## start

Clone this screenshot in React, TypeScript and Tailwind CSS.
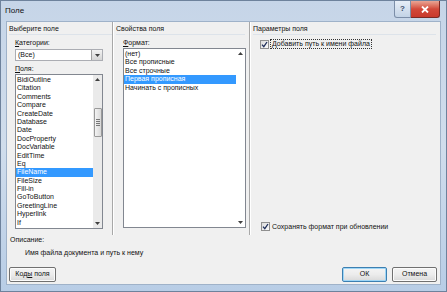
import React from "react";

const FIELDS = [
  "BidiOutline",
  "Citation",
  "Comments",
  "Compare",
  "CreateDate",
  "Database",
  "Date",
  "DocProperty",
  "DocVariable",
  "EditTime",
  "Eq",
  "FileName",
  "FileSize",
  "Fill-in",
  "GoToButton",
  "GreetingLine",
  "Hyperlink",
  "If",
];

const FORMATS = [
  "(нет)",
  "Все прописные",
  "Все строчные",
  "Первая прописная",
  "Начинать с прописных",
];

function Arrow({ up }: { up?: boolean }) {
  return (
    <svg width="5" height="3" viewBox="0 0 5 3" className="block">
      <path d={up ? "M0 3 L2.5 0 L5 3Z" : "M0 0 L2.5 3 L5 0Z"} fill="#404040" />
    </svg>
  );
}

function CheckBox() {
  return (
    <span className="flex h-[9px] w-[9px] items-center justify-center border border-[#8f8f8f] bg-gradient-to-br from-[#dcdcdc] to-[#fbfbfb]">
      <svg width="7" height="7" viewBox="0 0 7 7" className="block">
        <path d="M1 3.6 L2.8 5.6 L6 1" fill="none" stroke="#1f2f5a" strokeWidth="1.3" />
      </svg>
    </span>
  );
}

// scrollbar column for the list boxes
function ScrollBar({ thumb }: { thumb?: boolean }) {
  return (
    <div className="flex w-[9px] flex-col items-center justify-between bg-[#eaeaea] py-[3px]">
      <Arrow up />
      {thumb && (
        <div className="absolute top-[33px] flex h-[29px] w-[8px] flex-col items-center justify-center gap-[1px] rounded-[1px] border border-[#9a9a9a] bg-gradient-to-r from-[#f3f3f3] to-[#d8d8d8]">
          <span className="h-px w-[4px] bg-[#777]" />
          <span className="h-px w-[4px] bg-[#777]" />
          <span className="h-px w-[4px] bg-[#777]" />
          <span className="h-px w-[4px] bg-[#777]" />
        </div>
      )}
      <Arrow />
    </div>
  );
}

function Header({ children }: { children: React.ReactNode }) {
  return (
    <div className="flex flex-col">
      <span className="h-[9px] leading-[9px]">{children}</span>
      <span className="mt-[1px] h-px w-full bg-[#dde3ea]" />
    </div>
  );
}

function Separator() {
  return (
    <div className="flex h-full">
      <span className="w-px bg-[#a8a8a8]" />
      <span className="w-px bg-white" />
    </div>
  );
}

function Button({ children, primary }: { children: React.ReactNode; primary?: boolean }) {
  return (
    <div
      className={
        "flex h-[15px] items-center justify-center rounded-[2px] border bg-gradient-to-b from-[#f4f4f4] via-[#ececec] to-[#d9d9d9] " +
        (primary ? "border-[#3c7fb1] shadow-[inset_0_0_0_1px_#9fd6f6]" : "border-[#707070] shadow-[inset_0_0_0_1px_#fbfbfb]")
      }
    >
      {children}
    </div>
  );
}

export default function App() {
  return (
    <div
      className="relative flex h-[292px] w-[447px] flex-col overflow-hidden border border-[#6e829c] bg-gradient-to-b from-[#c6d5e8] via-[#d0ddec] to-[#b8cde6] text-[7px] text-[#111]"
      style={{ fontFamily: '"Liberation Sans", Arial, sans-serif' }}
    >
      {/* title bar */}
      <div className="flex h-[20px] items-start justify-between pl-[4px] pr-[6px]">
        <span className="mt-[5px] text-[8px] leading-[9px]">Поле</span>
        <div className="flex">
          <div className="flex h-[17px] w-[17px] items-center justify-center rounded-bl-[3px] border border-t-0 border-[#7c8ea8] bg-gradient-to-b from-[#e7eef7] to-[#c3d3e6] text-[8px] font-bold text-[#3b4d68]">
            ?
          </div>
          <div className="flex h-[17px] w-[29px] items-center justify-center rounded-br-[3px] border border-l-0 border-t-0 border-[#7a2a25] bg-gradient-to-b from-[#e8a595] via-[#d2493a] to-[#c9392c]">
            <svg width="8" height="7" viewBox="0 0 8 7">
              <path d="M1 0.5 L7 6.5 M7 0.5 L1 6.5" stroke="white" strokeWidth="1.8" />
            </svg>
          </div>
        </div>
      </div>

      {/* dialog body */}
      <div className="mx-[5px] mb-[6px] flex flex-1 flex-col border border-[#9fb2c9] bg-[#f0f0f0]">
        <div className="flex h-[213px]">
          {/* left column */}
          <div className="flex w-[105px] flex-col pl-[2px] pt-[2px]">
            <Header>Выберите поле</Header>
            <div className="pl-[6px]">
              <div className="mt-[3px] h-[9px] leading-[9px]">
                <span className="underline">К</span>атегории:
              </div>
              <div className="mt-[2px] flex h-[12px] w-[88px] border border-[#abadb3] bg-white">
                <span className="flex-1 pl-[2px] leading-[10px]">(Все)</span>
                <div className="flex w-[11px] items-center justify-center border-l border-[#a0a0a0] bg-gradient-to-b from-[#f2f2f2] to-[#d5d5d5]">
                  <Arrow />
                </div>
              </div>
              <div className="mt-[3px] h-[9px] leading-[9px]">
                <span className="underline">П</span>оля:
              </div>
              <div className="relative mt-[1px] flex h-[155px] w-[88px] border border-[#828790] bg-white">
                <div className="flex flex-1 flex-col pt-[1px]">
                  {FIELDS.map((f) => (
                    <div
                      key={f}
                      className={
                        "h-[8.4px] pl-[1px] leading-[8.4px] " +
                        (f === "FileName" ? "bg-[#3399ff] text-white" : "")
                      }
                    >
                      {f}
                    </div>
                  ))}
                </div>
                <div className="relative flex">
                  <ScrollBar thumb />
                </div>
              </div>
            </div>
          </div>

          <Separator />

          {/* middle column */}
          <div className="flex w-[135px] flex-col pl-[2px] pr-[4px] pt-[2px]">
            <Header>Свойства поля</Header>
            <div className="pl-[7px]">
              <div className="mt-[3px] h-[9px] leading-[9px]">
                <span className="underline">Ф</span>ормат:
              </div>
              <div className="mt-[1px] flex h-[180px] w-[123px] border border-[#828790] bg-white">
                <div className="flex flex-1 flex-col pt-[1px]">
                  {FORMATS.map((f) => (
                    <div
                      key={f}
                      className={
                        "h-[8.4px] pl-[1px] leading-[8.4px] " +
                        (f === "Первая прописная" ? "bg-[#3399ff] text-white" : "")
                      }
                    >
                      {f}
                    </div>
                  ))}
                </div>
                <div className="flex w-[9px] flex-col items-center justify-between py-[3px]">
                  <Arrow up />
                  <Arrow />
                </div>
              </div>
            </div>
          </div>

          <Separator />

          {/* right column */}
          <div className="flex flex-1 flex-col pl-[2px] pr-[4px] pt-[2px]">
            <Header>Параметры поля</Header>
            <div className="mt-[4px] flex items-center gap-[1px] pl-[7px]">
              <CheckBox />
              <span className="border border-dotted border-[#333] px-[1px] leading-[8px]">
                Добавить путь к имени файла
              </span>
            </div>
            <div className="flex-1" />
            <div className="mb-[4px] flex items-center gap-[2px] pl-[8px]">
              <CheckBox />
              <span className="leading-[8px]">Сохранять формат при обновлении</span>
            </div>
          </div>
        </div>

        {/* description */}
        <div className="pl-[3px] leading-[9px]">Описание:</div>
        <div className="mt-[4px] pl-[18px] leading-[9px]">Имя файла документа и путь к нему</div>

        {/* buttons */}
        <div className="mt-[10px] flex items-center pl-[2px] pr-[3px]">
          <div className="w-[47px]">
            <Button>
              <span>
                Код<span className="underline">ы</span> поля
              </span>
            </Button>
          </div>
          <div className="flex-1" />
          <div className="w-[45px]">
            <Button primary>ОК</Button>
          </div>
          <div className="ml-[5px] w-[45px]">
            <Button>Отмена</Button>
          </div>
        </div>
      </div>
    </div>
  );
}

## end
## start

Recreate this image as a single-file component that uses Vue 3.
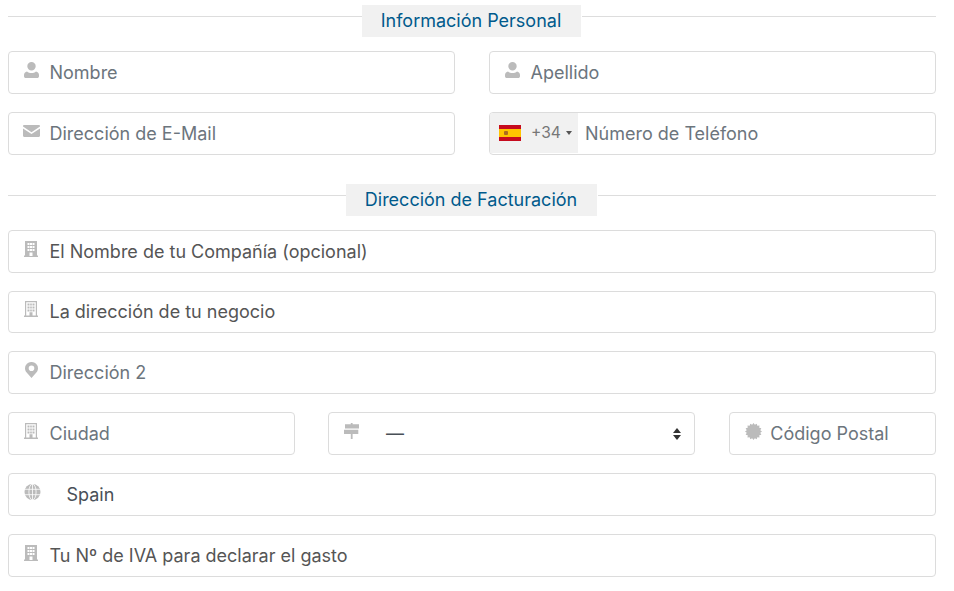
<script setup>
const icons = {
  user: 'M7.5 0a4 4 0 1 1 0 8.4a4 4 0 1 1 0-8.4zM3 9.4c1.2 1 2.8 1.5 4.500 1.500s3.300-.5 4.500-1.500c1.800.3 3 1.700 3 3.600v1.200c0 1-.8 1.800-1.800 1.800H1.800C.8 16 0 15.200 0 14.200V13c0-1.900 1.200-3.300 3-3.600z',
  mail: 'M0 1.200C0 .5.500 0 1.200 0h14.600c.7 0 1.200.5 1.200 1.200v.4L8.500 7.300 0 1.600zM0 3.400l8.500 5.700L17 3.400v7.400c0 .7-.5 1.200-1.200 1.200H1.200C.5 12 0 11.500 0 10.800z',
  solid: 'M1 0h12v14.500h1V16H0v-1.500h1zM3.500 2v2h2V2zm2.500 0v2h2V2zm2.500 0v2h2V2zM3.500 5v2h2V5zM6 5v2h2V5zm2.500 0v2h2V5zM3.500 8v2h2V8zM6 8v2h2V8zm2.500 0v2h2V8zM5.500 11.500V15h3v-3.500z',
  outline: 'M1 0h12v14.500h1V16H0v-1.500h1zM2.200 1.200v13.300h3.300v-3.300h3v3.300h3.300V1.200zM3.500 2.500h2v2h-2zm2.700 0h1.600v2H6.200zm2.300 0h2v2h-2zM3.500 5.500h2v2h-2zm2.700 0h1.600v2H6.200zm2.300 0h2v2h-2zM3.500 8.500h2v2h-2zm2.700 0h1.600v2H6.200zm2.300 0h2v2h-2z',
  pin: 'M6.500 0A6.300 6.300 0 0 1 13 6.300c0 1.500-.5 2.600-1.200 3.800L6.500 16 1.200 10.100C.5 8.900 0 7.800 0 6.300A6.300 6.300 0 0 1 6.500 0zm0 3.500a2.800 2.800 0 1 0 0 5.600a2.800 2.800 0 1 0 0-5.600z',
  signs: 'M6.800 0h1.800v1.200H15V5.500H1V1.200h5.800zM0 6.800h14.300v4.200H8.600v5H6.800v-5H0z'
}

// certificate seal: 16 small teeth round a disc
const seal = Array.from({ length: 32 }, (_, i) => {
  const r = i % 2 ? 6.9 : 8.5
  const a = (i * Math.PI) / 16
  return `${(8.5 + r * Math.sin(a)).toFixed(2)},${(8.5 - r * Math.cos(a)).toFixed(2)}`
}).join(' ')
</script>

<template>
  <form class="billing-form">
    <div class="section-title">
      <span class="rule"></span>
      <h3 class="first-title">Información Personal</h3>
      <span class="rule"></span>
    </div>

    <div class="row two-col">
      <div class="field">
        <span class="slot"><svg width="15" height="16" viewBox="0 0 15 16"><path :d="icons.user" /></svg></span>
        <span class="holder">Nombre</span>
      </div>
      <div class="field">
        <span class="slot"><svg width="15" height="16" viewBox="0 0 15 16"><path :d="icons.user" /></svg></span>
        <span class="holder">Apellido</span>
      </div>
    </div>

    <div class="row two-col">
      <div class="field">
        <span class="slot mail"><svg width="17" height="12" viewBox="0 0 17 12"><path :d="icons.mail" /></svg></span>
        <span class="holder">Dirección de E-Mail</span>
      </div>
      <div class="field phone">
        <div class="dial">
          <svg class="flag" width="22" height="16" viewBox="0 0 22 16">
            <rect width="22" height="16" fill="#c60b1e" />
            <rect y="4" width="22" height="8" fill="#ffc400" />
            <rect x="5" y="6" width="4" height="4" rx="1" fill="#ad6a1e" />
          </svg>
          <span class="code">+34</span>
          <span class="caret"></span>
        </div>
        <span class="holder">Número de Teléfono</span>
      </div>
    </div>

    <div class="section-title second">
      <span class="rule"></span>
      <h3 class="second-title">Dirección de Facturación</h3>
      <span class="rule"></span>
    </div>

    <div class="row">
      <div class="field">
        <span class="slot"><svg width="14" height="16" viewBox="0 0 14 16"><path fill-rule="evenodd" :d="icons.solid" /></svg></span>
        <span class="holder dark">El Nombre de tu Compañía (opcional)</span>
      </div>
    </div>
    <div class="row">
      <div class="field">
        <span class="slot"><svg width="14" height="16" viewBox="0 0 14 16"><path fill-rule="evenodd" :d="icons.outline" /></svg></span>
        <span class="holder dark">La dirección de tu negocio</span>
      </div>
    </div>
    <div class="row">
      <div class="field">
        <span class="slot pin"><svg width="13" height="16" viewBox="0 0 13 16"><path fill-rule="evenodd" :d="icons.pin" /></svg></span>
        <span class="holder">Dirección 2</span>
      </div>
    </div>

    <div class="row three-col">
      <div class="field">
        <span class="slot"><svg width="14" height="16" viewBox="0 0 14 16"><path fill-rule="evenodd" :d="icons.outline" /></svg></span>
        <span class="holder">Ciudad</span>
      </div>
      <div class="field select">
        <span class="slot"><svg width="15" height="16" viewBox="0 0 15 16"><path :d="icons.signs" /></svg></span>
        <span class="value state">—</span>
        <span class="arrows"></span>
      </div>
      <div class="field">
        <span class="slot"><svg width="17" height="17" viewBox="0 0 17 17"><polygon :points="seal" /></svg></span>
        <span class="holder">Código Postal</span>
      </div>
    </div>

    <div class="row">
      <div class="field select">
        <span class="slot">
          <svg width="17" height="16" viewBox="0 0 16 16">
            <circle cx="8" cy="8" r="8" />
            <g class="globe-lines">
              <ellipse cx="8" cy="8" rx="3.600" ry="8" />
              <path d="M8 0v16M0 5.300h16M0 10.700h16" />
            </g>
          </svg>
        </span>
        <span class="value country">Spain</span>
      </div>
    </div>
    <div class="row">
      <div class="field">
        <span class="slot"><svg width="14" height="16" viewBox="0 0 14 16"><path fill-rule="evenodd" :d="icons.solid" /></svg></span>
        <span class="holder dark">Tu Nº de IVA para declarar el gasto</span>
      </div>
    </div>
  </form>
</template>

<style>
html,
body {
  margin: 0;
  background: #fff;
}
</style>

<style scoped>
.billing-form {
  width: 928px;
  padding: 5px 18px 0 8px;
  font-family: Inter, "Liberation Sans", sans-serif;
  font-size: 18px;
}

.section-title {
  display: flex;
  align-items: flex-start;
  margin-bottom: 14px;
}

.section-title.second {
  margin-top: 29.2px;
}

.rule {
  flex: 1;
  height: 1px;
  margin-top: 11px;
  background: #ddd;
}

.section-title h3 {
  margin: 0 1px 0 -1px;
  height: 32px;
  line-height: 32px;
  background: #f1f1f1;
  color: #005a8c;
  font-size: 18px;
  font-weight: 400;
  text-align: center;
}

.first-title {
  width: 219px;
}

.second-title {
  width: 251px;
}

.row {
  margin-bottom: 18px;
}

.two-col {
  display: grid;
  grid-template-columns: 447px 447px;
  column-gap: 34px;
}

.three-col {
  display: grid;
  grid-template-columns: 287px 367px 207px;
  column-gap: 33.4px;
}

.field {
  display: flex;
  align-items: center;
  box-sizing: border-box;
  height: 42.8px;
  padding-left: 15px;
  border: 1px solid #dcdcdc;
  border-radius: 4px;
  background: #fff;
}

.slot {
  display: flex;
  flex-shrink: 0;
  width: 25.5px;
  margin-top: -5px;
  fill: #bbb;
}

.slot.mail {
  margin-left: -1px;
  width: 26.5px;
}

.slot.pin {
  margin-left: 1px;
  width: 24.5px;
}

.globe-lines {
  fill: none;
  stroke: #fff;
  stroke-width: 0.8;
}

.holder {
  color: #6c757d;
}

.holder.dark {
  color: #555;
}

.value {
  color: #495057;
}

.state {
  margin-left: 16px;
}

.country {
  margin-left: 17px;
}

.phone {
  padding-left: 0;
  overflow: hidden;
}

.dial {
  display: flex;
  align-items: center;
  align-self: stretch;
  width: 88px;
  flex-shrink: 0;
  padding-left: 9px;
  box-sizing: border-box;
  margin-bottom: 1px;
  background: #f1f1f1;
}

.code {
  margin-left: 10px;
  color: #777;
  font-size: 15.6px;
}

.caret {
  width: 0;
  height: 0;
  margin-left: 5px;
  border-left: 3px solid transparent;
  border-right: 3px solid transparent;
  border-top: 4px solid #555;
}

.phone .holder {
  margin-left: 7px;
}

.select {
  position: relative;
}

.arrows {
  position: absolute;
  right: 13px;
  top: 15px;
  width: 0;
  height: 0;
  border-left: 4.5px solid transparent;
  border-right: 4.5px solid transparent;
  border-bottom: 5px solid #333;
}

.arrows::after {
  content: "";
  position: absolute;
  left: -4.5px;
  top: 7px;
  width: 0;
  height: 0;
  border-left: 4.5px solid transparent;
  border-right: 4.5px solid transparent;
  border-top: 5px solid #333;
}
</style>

## end
## start

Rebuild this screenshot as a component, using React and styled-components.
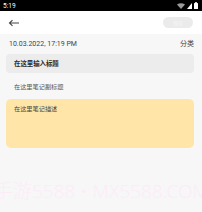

## end

** YOUR GOAL **
Locate each line with the word "component" and copy it.

** IN RESPONSE **
Recreate this image as a single-file component that uses Vue 3.
Rebuild this screenshot as a component, using React and styled-components.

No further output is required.